As Europe’s ongoing debt crisis continues to weigh on the markets, Jim Cramer outlined what he thinks European policymakers need to do.
First, Cramer said Europeans need to be able to find jobs. Government needs to play a role in promoting job growth, he said, even though many of these same governments are being told to scale back their operations if they want the backing of the European Union. Cramer thinks the EU should change its mind, though.
“If these governments are going to try to create jobs in order to get a multiplier effect going — more workers means more taxes get paid and more products get consumed — then they need help,” Cramer argued. “Without those jobs, the sovereign debt will be under pressure because the tax receipts won’t cover the debt. No amount of austerity can save them without hiring.”
Cramer suggests the EU execute a large-scale program to aid troubled countries, in which monetary support is given to participating countries for the purpose of hiring workers to build needed infrastructure improvements. Such a program would deal with unemployment while making an investment in the region’s infrastructure, Cramer said.
Second, Cramer said Europeans need a reason to keep their money in their local bank. In Greece, Italy and Spain, people have been withdrawing funds because they fear that the euro will suddenly be replaced with another currency.

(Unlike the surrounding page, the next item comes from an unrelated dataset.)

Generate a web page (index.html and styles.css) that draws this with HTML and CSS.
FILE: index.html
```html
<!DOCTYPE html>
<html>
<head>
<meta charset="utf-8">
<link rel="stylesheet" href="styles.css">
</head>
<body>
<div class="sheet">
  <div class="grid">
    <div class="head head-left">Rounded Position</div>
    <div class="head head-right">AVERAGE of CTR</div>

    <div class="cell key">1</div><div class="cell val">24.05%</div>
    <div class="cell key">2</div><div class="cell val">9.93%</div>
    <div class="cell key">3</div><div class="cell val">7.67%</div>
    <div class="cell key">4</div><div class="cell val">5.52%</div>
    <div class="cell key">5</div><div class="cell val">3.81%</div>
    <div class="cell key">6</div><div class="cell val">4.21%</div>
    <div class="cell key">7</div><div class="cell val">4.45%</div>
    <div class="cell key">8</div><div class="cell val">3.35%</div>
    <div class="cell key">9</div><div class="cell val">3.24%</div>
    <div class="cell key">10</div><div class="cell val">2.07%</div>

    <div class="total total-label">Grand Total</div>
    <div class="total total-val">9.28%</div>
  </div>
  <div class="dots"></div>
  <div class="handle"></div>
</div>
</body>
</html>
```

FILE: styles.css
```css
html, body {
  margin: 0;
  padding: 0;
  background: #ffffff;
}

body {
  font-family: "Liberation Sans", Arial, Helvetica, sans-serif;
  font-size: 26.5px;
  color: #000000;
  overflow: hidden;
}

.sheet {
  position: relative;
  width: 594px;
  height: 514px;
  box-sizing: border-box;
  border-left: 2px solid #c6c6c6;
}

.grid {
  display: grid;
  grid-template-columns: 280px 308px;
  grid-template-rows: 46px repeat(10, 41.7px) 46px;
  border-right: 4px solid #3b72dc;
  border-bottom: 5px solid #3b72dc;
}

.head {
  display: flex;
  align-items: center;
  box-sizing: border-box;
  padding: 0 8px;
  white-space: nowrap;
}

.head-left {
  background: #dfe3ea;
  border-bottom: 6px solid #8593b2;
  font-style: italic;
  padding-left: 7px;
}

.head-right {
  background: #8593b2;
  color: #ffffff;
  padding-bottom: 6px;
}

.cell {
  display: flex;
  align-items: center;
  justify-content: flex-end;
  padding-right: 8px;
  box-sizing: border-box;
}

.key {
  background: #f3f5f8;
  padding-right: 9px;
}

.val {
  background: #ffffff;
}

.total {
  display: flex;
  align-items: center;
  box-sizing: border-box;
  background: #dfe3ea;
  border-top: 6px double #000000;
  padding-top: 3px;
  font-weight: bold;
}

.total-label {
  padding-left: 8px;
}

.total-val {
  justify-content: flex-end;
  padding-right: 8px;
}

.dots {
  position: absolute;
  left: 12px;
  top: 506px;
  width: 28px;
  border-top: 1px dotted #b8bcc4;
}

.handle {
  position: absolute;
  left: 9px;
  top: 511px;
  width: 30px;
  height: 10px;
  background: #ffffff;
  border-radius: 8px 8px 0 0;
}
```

“We need a super European Central Bank on top of the regular deposit insurance, one that insures people in euros,” Cramer said. “Then there’s no incentive to pull the money out, so the banks can stabilize.”

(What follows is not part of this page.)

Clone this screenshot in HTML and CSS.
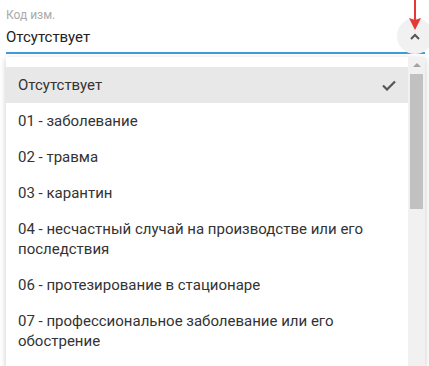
FILE: index.html
```html
<!DOCTYPE html>
<html lang="ru">
<head>
    <meta charset="UTF-8">
    <meta name="viewport" content="width=device-width, initial-scale=1.0">
    <title>Код изм.</title>
    <link rel="stylesheet" href="styles.css">
</head>
<body>

    <div class="field">
        <div class="field-label">Код изм.</div>
        <div class="field-value">Отсутствует</div>
        <div class="toggle">
            <svg width="10" height="7" viewBox="0 0 10 7">
                <path d="M1 6 L5 2 L9 6" fill="none" stroke="#555" stroke-width="2"/>
            </svg>
        </div>
        <svg class="marker" width="14" height="31" viewBox="0 0 14 31">
            <line x1="7" y1="0" x2="7" y2="21" stroke="#e53935" stroke-width="2"/>
            <path d="M1 18 L7 30 L13 18 L7 20 Z" fill="#e53935"/>
        </svg>
    </div>

    <div class="dropdown">
        <ul class="options">
            <li class="option selected">
                <span>Отсутствует</span>
                <svg width="14" height="11" viewBox="0 0 14 11">
                    <path d="M1 5.5 L5 9.5 L13 1.5" fill="none" stroke="#555" stroke-width="2.2"/>
                </svg>
            </li>
            <li class="option">01 - заболевание</li>
            <li class="option">02 - травма</li>
            <li class="option">03 - карантин</li>
            <li class="option">04 - несчастный случай на производстве или его последствия</li>
            <li class="option">06 - протезирование в стационаре</li>
            <li class="option">07 - профессиональное заболевание или его обострение</li>
        </ul>
        <div class="scrollbar">
            <div class="scroll-up"></div>
            <div class="scroll-thumb"></div>
        </div>
    </div>

</body>
</html>
```

FILE: styles.css
```css
body {
    margin: 0;
    padding: 0 4px 0 6px;
    font-family: Roboto, "Liberation Sans", sans-serif;
    background: #fff;
    overflow: hidden;
    height: 366px;
}

.field {
    position: relative;
    padding-top: 7px;
    padding-bottom: 5px;
    border-bottom: 2px solid #3d9bd8;
}

.field-label {
    font-size: 12px;
    line-height: 16px;
    color: #aaa;
}

.field-value {
    margin-top: 4px;
    font-size: 15px;
    line-height: 20px;
    color: #222;
}

.toggle {
    position: absolute;
    right: -8px;
    top: 18px;
    width: 36px;
    height: 36px;
    border-radius: 50%;
    background: #f1f1f1;
    display: flex;
    align-items: center;
    justify-content: center;
}

.marker {
    position: absolute;
    right: 3px;
    top: 0;
}

.dropdown {
    margin-top: 3px;
    height: 309px;
    display: flex;
    background: #fff;
    box-shadow: 0 2px 6px rgba(0, 0, 0, 0.22);
    overflow: hidden;
}

.options {
    list-style: none;
    margin: 0;
    padding: 10px 0 0;
    flex: 1;
}

.option {
    padding: 8px 12px;
    font-size: 15px;
    line-height: 20px;
    color: #333;
}

.selected {
    background: #e8e8e8;
    display: flex;
    justify-content: space-between;
    align-items: center;
}

.scrollbar {
    width: 17px;
    background: #f1f1f1;
    display: flex;
    flex-direction: column;
    align-items: center;
}

.scroll-up {
    margin-top: 6px;
    width: 0;
    height: 0;
    border-left: 4px solid transparent;
    border-right: 4px solid transparent;
    border-bottom: 4px solid #a3a3a3;
}

.scroll-thumb {
    margin-top: 7px;
    width: 13px;
    height: 135px;
    background: #c1c1c1;
}
```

Both of these solutions could happen, Cramer said, but the Germans won’t have it because they fear the amount of insurance and stimulus money would debase the euro. But Cramer fears that without these two measures, the euro could split apart.
“There will be an intense devaluation of the new currencies, the countries will default, their banks will be seized by the state, and they will have to start all over again,” Cramer continued. “The troubled countries will be plunged into depressions and then spring back, not unlike Argentina’s default and devaluation in 1990 and 1991.”
Regardless, Cramer thinks Europe needs to make some tough decisions. As the Germans are worried about inflations, though, and the other European countries aren’t facing a severe depression, Cramer doubts any action will be taken any time soon.